Still, the SocDems indicated that they have the upper hand. As Gediminas Kirkilas, head of the Social Democrat's negotiators, said on June 2, "The Social Democrat group of negotiators has held consultations with parliamentary parties. The core of the future ruling majority has virtually been formed."
Kirkilas also said the new Cabinet's program should be based on that of the outgoing government, and that it was too early to say whether the Labor Party could be included in any coalition deal.
The Laborites, however, seemed to have their hands full with the ongoing investigation into the party's bookkeeping. The party's offices were raided on May 19, and members are being questioned.

Prosecutors said on June 6 that they had questioned three persons as suspects in the case and had carried out 10 searches during which 19 computers were seized. What's more, document seizures are and will be conducted at various companies, the Prosecutor General's Office said, adding that several hundred persons will have to be questioned to get sufficient data to formulate an indictment.
"Since the investigation is related to complex checks on financial activities in many subjects, it will take much time," Prosecutor General Algimantas Valantinas was quoted as saying in a press release.
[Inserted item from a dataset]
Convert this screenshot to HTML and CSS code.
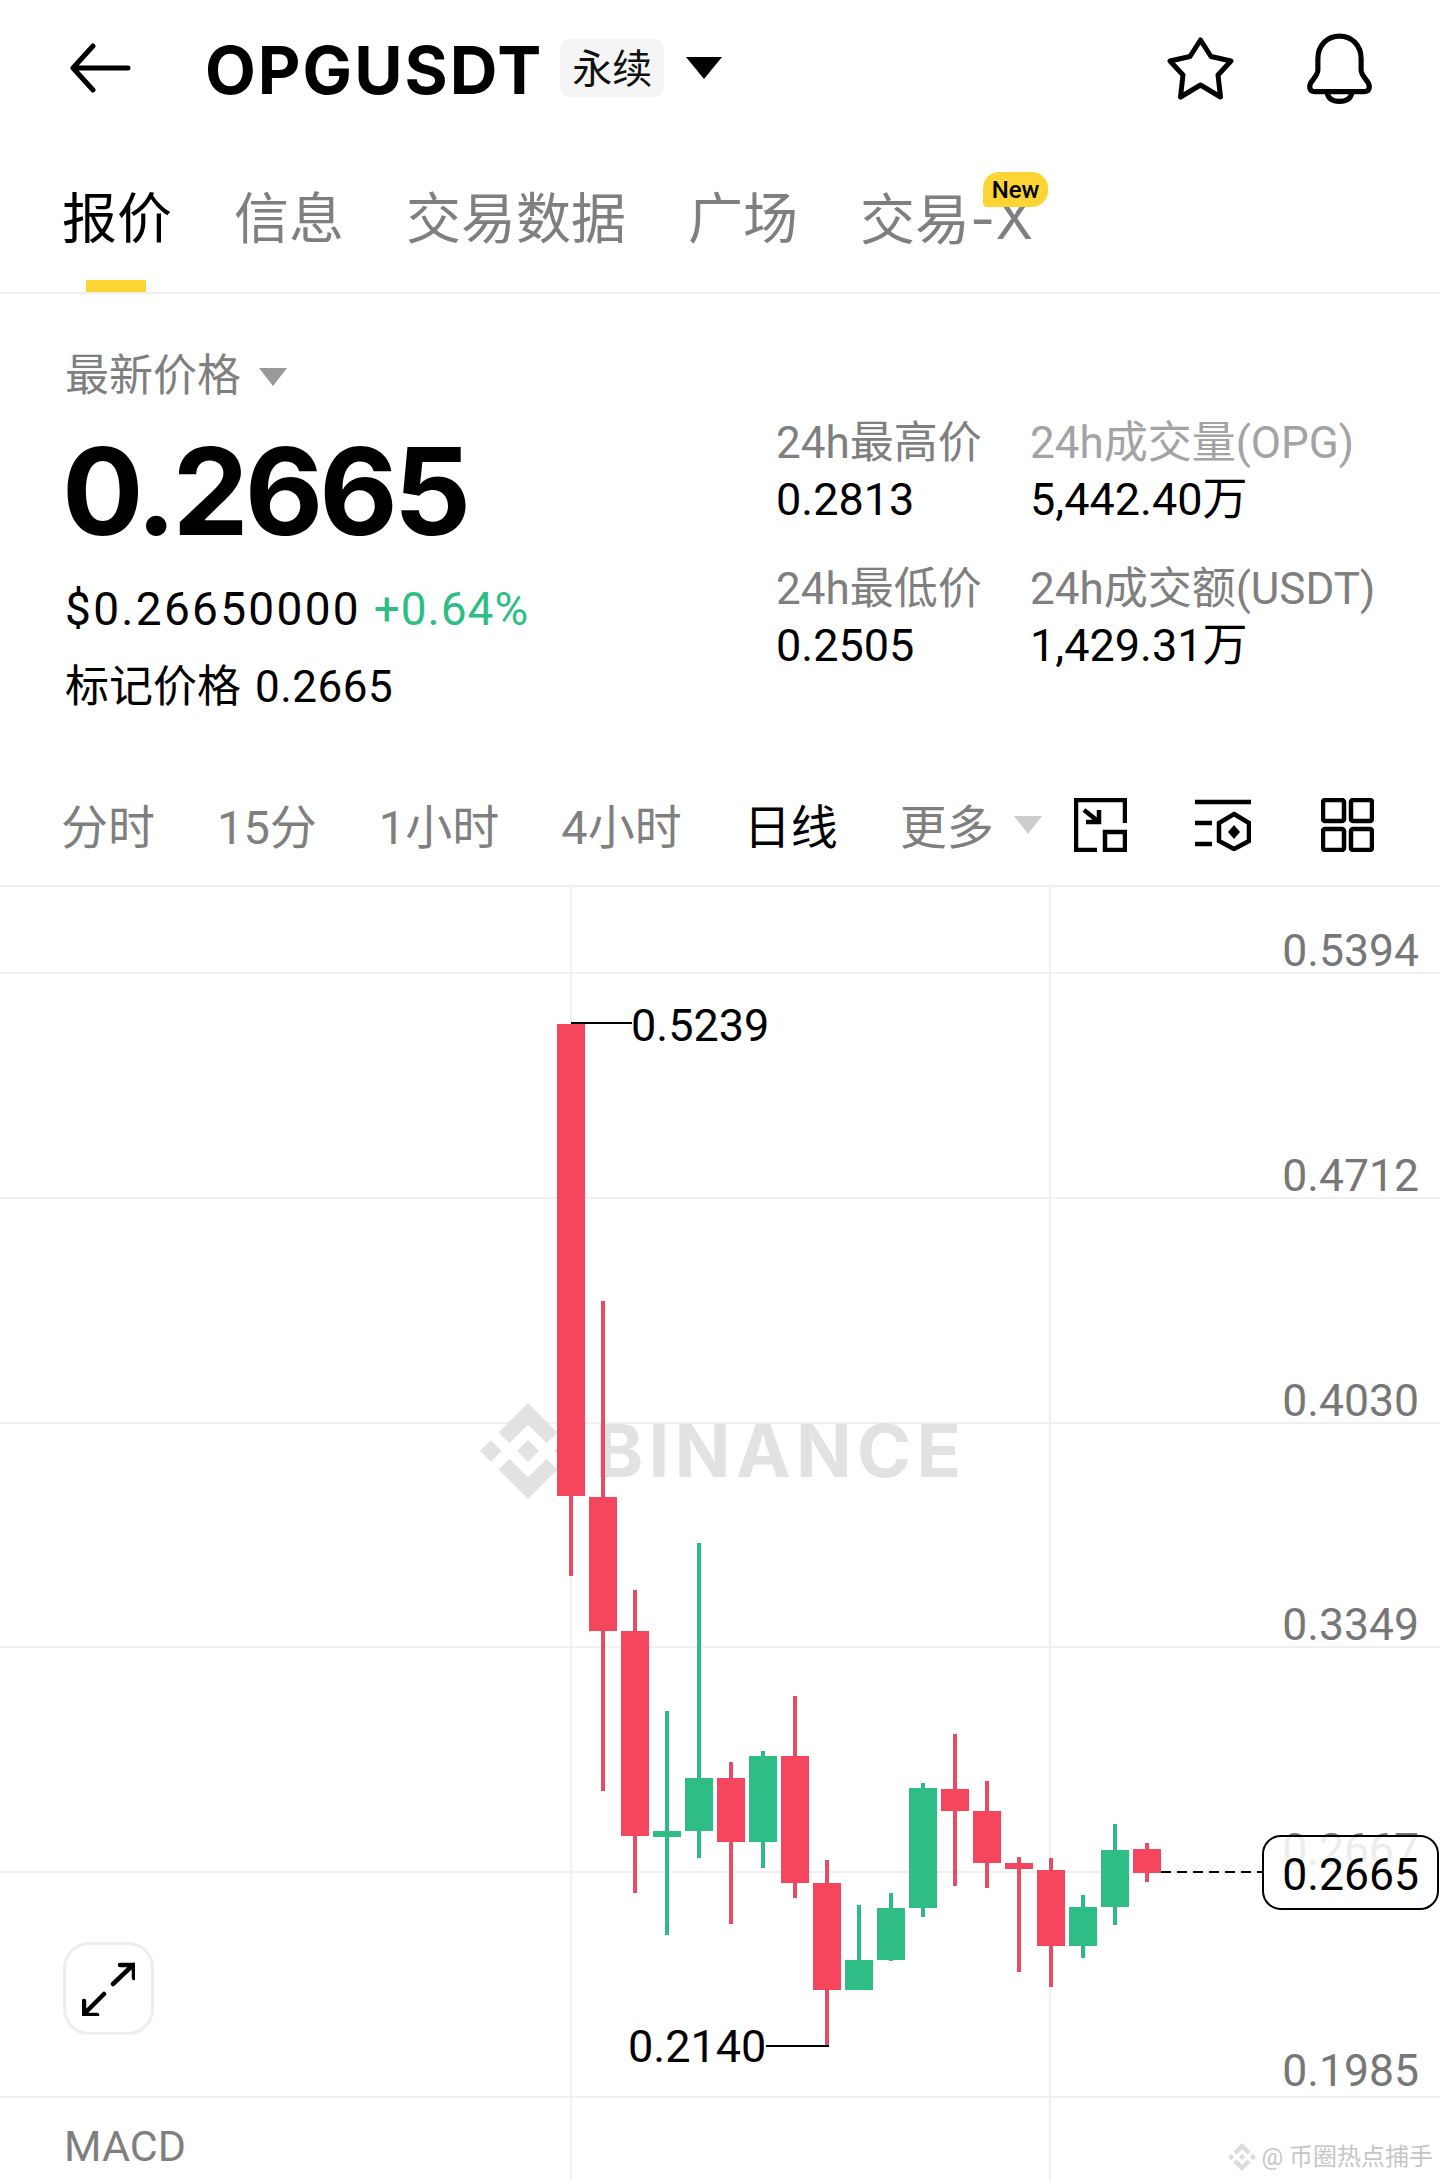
FILE: index.html
```html
<!DOCTYPE html>
<html lang="zh">
<head>
<meta charset="utf-8">
<title>OPGUSDT</title>
<link rel="stylesheet" href="styles.css">
</head>
<body>
<div class="page">
  <header class="header">
    <svg class="ic-back" viewBox="0 0 62 50"><path d="M59 25H5M24 3L4 25L24 47"/></svg>
    <h1 class="title">OPGUSDT</h1>
    <span class="tag">永续</span>
    <span class="caret caret-black"></span>
    <span class="spacer"></span>
    <svg class="ic-star" viewBox="0 0 67 64"><path d="M33.5 4L44 20.5L64 25L51 39L53.5 61L33.5 49L13.5 61L16 39L3 25L23 20.5Z"/></svg>
    <svg class="ic-bell" viewBox="0 0 66 69"><path d="M33 3C21 3 12 12 12 25V36C12 40 9 43 6 47C3 51 3 57 9 57H57C63 57 63 51 60 47C57 43 54 40 54 36V25C54 12 45 3 33 3Z"/><path d="M21 58C22 64 27 66.5 33 66.5C39 66.5 44 64 45 58"/></svg>
  </header>

  <nav class="tabs">
    <div class="tab tab-active">报价</div>
    <div class="tab">信息</div>
    <div class="tab">交易数据</div>
    <div class="tab">广场</div>
    <div class="tab">交易<span class="tab-suffix">-X</span><span class="badge">New</span></div>
  </nav>

  <section class="price">
    <div class="price-left">
      <div class="last-label">最新价格<span class="caret caret-gray"></span></div>
      <div class="last-value">0.2665</div>
      <div class="usd">$0.26650000 <span class="up">+0.64%</span></div>
      <div class="mark">标记价格 <span class="mark-num">0.2665</span></div>
    </div>
    <div class="stats">
      <div class="stat">
        <div class="stat-label">24h最高价</div>
        <div class="stat-value">0.2813</div>
      </div>
      <div class="stat">
        <div class="stat-label stat-label-light">24h成交量(OPG)</div>
        <div class="stat-value">5,442.40万</div>
      </div>
      <div class="stat">
        <div class="stat-label">24h最低价</div>
        <div class="stat-value">0.2505</div>
      </div>
      <div class="stat">
        <div class="stat-label">24h成交额(USDT)</div>
        <div class="stat-value">1,429.31万</div>
      </div>
    </div>
  </section>

  <div class="intervals">
    <span class="iv">分时</span>
    <span class="iv">15分</span>
    <span class="iv">1小时</span>
    <span class="iv">4小时</span>
    <span class="iv iv-active">日线</span>
    <span class="iv">更多</span>
    <span class="caret caret-light"></span>
    <svg class="ic-tool ic-first" viewBox="0 0 53 54"><path d="M23 52H2V2H51V25"/><rect x="31" y="34" width="20" height="18"/><path d="M10 12L25 24M25 12V24H12"/></svg>
    <svg class="ic-tool ic-second" viewBox="0 0 56 52"><path d="M0 3H56M0 24H17M0 45H17"/><path d="M39 15L54 24V42L39 50L24 42V24Z"/><path class="solid" d="M39 26L45 33L39 40L33 33Z"/></svg>
    <svg class="ic-tool ic-third" viewBox="0 0 53 54"><rect x="2" y="2" width="21" height="21" rx="2"/><rect x="30" y="2" width="21" height="21" rx="2"/><rect x="2" y="31" width="21" height="21" rx="2"/><rect x="30" y="31" width="21" height="21" rx="2"/></svg>
  </div>

  <div class="chart">
    <svg class="plot" viewBox="0 885 1440 1296">
      <g class="grid">
        <rect x="0" y="885" width="1440" height="2"/>
        <rect x="0" y="972" width="1440" height="2"/>
        <rect x="0" y="1197" width="1440" height="2"/>
        <rect x="0" y="1422" width="1440" height="2"/>
        <rect x="0" y="1646" width="1440" height="2"/>
        <rect x="0" y="1871" width="1440" height="2"/>
        <rect x="0" y="2096" width="1440" height="2"/>
        <rect x="570" y="887" width="2" height="1294"/>
        <rect x="1049" y="887" width="2" height="1294"/>
      </g>

      <g class="watermark">
        <svg x="480" y="1403" width="96" height="96" viewBox="0 0 126.61 126.61"><path d="M38.73 53.2l24.59-24.58 24.6 24.6 14.3-14.31L63.32 0 24.43 38.9 38.73 53.2z M0 63.31l14.3-14.31 14.31 14.31-14.31 14.3z M38.73 73.41l24.59 24.59 24.6-24.6 14.31 14.29-38.9 38.91-38.91-38.88-.02-.02z M98.04 63.31l14.3-14.31 14.31 14.3-14.31 14.32z M77.83 63.3L63.32 48.78 52.59 59.51l-1.24 1.23-2.54 2.54 14.51 14.5 14.51-14.47z"/></svg>
        <text class="wm-word" x="595" y="1477">BINANCE</text>
      </g>

      <g class="wick-r">
        <rect x="569" y="1496" width="4" height="80"/>
        <rect x="601" y="1301" width="4" height="490"/>
        <rect x="633" y="1590" width="4" height="303"/>
        <rect x="729" y="1762" width="4" height="162"/>
        <rect x="793" y="1696" width="4" height="202"/>
        <rect x="825" y="1860" width="4" height="186"/>
        <rect x="953" y="1734" width="4" height="152"/>
        <rect x="985" y="1781" width="4" height="107"/>
        <rect x="1017" y="1857" width="4" height="115"/>
        <rect x="1049" y="1858" width="4" height="129"/>
        <rect x="1145" y="1843" width="4" height="39"/>
      </g>
      <g class="wick-g">
        <rect x="665" y="1711" width="4" height="224"/>
        <rect x="697" y="1543" width="4" height="315"/>
        <rect x="761" y="1751" width="4" height="117"/>
        <rect x="857" y="1905" width="4" height="60"/>
        <rect x="889" y="1893" width="4" height="68"/>
        <rect x="921" y="1783" width="4" height="134"/>
        <rect x="1081" y="1895" width="4" height="63"/>
        <rect x="1113" y="1824" width="4" height="101"/>
      </g>
      <g class="body-r">
        <rect x="557" y="1024" width="28" height="472"/>
        <rect x="589" y="1497" width="28" height="134"/>
        <rect x="621" y="1631" width="28" height="205"/>
        <rect x="717" y="1778" width="28" height="64"/>
        <rect x="781" y="1756" width="28" height="127"/>
        <rect x="813" y="1883" width="28" height="107"/>
        <rect x="941" y="1789" width="28" height="22"/>
        <rect x="973" y="1811" width="28" height="52"/>
        <rect x="1005" y="1863" width="28" height="6"/>
        <rect x="1037" y="1870" width="28" height="76"/>
        <rect x="1133" y="1849" width="28" height="24"/>
      </g>
      <g class="body-g">
        <rect x="653" y="1831" width="28" height="6"/>
        <rect x="685" y="1778" width="28" height="53"/>
        <rect x="749" y="1756" width="28" height="86"/>
        <rect x="845" y="1960" width="28" height="30"/>
        <rect x="877" y="1908" width="28" height="52"/>
        <rect x="909" y="1788" width="28" height="120"/>
        <rect x="1069" y="1907" width="28" height="39"/>
        <rect x="1101" y="1850" width="28" height="57"/>
      </g>

      <path class="marker" d="M571 1023H632M766 2046H829"/>
      <text class="mark-text" x="631" y="1041">0.5239</text>
      <text class="mark-text" x="628" y="2062">0.2140</text>

      <text class="axis" x="1419" y="966">0.5394</text>
      <text class="axis" x="1419" y="1191">0.4712</text>
      <text class="axis" x="1419" y="1416">0.4030</text>
      <text class="axis" x="1419" y="1640">0.3349</text>
      <text class="axis" x="1419" y="1865">0.2667</text>
      <text class="axis" x="1419" y="2086">0.1985</text>

      <path class="dash" d="M1161 1872H1263"/>
      <rect class="pill" x="1263" y="1836" width="175" height="73" rx="18"/>
      <text class="axis axis-now" x="1419" y="1890">0.2665</text>
    </svg>

    <button class="expand" type="button">
      <svg viewBox="0 0 53 54"><path d="M31 22L51 3M38 3H52V16M22 32L2 52M2 39V53H15"/></svg>
    </button>
    <div class="macd">MACD</div>
    <div class="credit">
      <svg viewBox="0 0 126.61 126.61"><path d="M38.73 53.2l24.59-24.58 24.6 24.6 14.3-14.31L63.32 0 24.43 38.9 38.73 53.2z M0 63.31l14.3-14.31 14.31 14.31-14.31 14.3z M38.73 73.41l24.59 24.59 24.6-24.6 14.31 14.29-38.9 38.91-38.91-38.88-.02-.02z M98.04 63.31l14.3-14.31 14.31 14.3-14.31 14.32z M77.83 63.3L63.32 48.78 52.59 59.51l-1.24 1.23-2.54 2.54 14.51 14.5 14.51-14.47z"/></svg>
      <span>@ 币圈热点捕手</span>
    </div>
  </div>
</div>
</body>
</html>
```
FILE: styles.css
```css
* { box-sizing: border-box; }
html, body { margin: 0; padding: 0; background: #fff; }
body { font-family: Roboto, "Noto Sans CJK SC", sans-serif; color: #000; }
.page { width: 1440px; height: 2181px; overflow: hidden; }

.header { height: 136px; display: flex; align-items: center; padding-left: 69px; padding-right: 66px; }
.ic-back { width: 62px; height: 50px; fill: none; stroke: #000; stroke-width: 5; stroke-linecap: round; stroke-linejoin: round; }
.title { margin: 3px 0 0 74px; font-family: Inter, Roboto, sans-serif; font-size: 66px; line-height: 64px; font-weight: 700; letter-spacing: 2px; }
.tag { margin-left: 17px; width: 104px; height: 58px; padding-top: 4px; display: flex; align-items: center; justify-content: center; background: #f5f5f5; border-radius: 10px; font-size: 40px; line-height: 40px; color: #111; }
.caret { display: inline-block; width: 0; height: 0; border-style: solid; border-color: transparent; }
.caret-black { margin-left: 22px; border-width: 22px 18px 0; border-top-color: #000; }
.spacer { flex: 1; }
.ic-star { width: 67px; height: 64px; fill: none; stroke: #000; stroke-width: 5; stroke-linejoin: round; }
.ic-bell { margin-left: 71px; width: 69px; height: 71px; fill: none; stroke: #000; stroke-width: 5; stroke-linejoin: round; }

.tabs { height: 158px; display: flex; gap: 62px; padding-left: 62px; border-bottom: 2px solid #eeeeee; }
.tab { position: relative; padding-top: 56px; font-size: 55px; line-height: 54px; color: #7f7f7f; white-space: nowrap; }
.tab-suffix { font-family: Inter, Roboto, sans-serif; }
.tab-active { color: #000; }
.tab-active::after { content: ""; position: absolute; left: 24px; bottom: 0; width: 60px; height: 12px; background: #fcd535; }
.badge { position: absolute; left: 123px; top: 36px; width: 65px; height: 35px; display: flex; align-items: center; justify-content: center; background: #fcd535; border-radius: 16px 16px 16px 4px; font-size: 24px; line-height: 24px; font-weight: 500; color: #000; }

.price { height: 480px; display: flex; padding-left: 65px; }
.price-left { width: 711px; padding-top: 60px; }
.last-label { display: flex; align-items: center; font-size: 44px; line-height: 44px; color: #7f7f7f; }
.caret-gray { margin-left: 18px; margin-top: 1px; border-width: 18px 14px 0; border-top-color: #999; }
.last-value { margin: 31px 0 0 -3px; font-family: Inter, Roboto, sans-serif; font-size: 121px; line-height: 124px; font-weight: 700; letter-spacing: -4px; }
.usd { margin-top: 33px; font-size: 46px; line-height: 46px; letter-spacing: 2.3px; }
.up { color: #2ebd85; letter-spacing: 1px; margin-left: -1px; }
.mark { margin-top: 33px; font-size: 44px; line-height: 44px; word-spacing: 3px; }
.mark-num { letter-spacing: .5px; }
.stats { display: grid; grid-template-columns: 254px auto; grid-auto-rows: 146px; padding-top: 127px; }
.stat-label { font-size: 44px; line-height: 44px; color: #7f7f7f; white-space: nowrap; }
.stat-label-light { color: #a3a3a3; }
.stat-value { margin-top: 13px; font-size: 45px; line-height: 44px; white-space: nowrap; }

.intervals { height: 111px; display: flex; align-items: center; gap: 62px; padding-left: 61px; padding-bottom: 9px; }
.iv { margin-top: 6px; font-size: 47px; line-height: 46px; color: #7f7f7f; white-space: nowrap; }
.iv-active { color: #000; }
.caret-light { margin-left: -42px; border-width: 18px 14px 0; border-top-color: #ccc; }
.ic-tool { fill: none; stroke: #000; stroke-width: 4.5; flex: none; }
.ic-tool .solid { fill: #000; stroke: none; }
.ic-first { width: 53px; height: 54px; margin-left: -30px; }
.ic-second { width: 56px; height: 52px; margin-left: 6px; }
.ic-third { width: 53px; height: 54px; margin-left: 8px; }

.chart { position: relative; height: 1296px; }
.plot { display: block; width: 1440px; height: 1296px; }
.grid { fill: #f0f0f0; }
.watermark { fill: #e2e2e2; }
.wm-word { font-family: Inter, Roboto, sans-serif; font-size: 73px; font-weight: 700; letter-spacing: 5.5px; }
.wick-r { fill: #e74c66; }
.wick-g { fill: #2fb888; }
.body-r { fill: #f6465d; }
.body-g { fill: #2ebd85; }
.marker { fill: none; stroke: #000; stroke-width: 2; }
.mark-text { font-size: 45px; fill: #000; }
.axis { font-size: 44.5px; fill: #777; text-anchor: end; }
.axis-now { fill: #000; }
.dash { fill: none; stroke: #000; stroke-width: 2; stroke-dasharray: 10 6; }
.pill { fill: rgba(255,255,255,.86); stroke: #000; stroke-width: 2; }

.expand { position: absolute; left: 63px; top: 1057px; width: 91px; height: 93px; padding: 0; display: flex; align-items: center; justify-content: center; background: #fff; border: 3px solid #eeeeee; border-radius: 26px; }
.expand svg { width: 53px; height: 54px; fill: none; stroke: #000; stroke-width: 4.5; stroke-linecap: round; }
.macd { position: absolute; left: 64px; top: 1240px; font-size: 43px; line-height: 42px; color: #7f7f7f; }
.credit { position: absolute; right: 7px; top: 1258px; display: flex; align-items: center; gap: 5px; font-size: 24px; line-height: 28px; color: #c6c6c6; }
.credit svg { width: 28px; height: 28px; fill: #dcdcdc; }
```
Algimantas Kliunka, chief prosecutor of the Organized Crime and Corruption Investigation Department, said individuals questioned have been notified about suspicions of fraudulent accounting.
The investigation was launched three years ago and has led prosecutors to question Labor Party's accounting.
The Labor Party has denied any wrongdoing and claims the probe is politically motivated.
When asked if he is hiding in Russia, Labor leader Uspaskich said, "I have received no summons and questions there, and so I have nothing to be scared of. I said long ago that I do not trust Lithuanian law enfor-cement."